All the data below goes into the copy word for word, but the pictures don't.

━━━

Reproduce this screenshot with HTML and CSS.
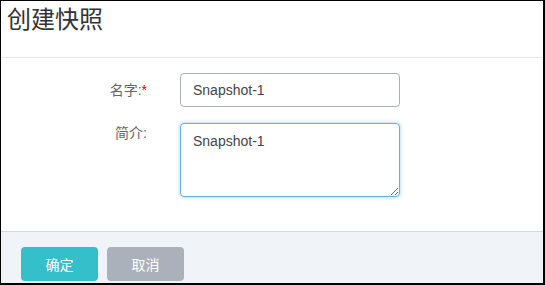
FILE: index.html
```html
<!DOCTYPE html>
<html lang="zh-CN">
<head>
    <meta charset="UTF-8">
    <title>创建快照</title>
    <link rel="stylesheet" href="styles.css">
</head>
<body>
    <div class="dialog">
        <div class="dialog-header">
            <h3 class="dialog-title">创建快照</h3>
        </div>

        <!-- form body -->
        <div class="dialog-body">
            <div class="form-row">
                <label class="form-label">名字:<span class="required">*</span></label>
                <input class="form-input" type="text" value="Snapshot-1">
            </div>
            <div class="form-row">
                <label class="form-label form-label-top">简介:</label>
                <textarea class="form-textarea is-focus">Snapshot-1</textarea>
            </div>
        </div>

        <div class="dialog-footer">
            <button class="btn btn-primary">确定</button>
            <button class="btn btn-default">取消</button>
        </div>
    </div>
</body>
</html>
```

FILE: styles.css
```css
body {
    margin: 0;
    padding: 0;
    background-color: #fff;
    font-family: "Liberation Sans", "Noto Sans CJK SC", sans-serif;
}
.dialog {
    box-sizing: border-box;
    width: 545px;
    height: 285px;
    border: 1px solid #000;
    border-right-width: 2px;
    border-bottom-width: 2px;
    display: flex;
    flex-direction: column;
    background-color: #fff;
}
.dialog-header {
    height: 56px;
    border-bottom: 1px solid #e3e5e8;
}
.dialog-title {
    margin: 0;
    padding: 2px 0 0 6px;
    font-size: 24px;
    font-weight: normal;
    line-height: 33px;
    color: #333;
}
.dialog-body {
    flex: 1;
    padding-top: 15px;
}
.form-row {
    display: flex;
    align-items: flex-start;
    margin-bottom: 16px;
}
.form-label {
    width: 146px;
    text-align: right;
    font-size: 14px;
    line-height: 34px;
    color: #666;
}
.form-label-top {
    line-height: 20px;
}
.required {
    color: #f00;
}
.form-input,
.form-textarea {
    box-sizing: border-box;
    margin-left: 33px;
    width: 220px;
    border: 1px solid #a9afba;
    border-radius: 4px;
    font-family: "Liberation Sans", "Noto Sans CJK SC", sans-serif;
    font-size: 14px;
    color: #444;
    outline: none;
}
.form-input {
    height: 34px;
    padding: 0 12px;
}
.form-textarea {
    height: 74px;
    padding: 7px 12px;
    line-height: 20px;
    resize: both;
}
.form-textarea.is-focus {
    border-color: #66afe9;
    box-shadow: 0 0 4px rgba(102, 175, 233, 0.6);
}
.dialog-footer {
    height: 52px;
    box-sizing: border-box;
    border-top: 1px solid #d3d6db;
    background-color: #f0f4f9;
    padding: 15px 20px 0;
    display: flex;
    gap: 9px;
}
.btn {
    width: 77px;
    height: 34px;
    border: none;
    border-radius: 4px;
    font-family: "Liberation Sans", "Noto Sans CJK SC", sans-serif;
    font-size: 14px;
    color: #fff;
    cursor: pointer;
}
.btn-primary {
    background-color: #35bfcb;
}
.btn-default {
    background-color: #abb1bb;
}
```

━━━

* [Written answer]
Reproduce this screenshot with HTML and CSS.
FILE: index.html
```html
<!DOCTYPE html>
<html lang="zh-CN">
<head>
    <meta charset="UTF-8">
    <title>创建快照</title>
    <link rel="stylesheet" href="styles.css">
</head>
<body>
    <div class="dialog">
        <div class="dialog-header">
            <h3 class="dialog-title">创建快照</h3>
        </div>

        <!-- form body -->
        <div class="dialog-body">
            <div class="form-row">
                <label class="form-label">名字:<span class="required">*</span></label>
                <input class="form-input" type="text" value="Snapshot-1">
            </div>
            <div class="form-row">
                <label class="form-label form-label-top">简介:</label>
                <textarea class="form-textarea is-focus">Snapshot-1</textarea>
            </div>
        </div>

        <div class="dialog-footer">
            <button class="btn btn-primary">确定</button>
            <button class="btn btn-default">取消</button>
        </div>
    </div>
</body>
</html>
```

FILE: styles.css
```css
body {
    margin: 0;
    padding: 0;
    background-color: #fff;
    font-family: "Liberation Sans", "Noto Sans CJK SC", sans-serif;
}
.dialog {
    box-sizing: border-box;
    width: 545px;
    height: 285px;
    border: 1px solid #000;
    border-right-width: 2px;
    border-bottom-width: 2px;
    display: flex;
    flex-direction: column;
    background-color: #fff;
}
.dialog-header {
    height: 56px;
    border-bottom: 1px solid #e3e5e8;
}
.dialog-title {
    margin: 0;
    padding: 2px 0 0 6px;
    font-size: 24px;
    font-weight: normal;
    line-height: 33px;
    color: #333;
}
.dialog-body {
    flex: 1;
    padding-top: 15px;
}
.form-row {
    display: flex;
    align-items: flex-start;
    margin-bottom: 16px;
}
.form-label {
    width: 146px;
    text-align: right;
    font-size: 14px;
    line-height: 34px;
    color: #666;
}
.form-label-top {
    line-height: 20px;
}
.required {
    color: #f00;
}
.form-input,
.form-textarea {
    box-sizing: border-box;
    margin-left: 33px;
    width: 220px;
    border: 1px solid #a9afba;
    border-radius: 4px;
    font-family: "Liberation Sans", "Noto Sans CJK SC", sans-serif;
    font-size: 14px;
    color: #444;
    outline: none;
}
.form-input {
    height: 34px;
    padding: 0 12px;
}
.form-textarea {
    height: 74px;
    padding: 7px 12px;
    line-height: 20px;
    resize: both;
}
.form-textarea.is-focus {
    border-color: #66afe9;
    box-shadow: 0 0 4px rgba(102, 175, 233, 0.6);
}
.dialog-footer {
    height: 52px;
    box-sizing: border-box;
    border-top: 1px solid #d3d6db;
    background-color: #f0f4f9;
    padding: 15px 20px 0;
    display: flex;
    gap: 9px;
}
.btn {
    width: 77px;
    height: 34px;
    border: none;
    border-radius: 4px;
    font-family: "Liberation Sans", "Noto Sans CJK SC", sans-serif;
    font-size: 14px;
    color: #fff;
    cursor: pointer;
}
.btn-primary {
    background-color: #35bfcb;
}
.btn-default {
    background-color: #abb1bb;
}
```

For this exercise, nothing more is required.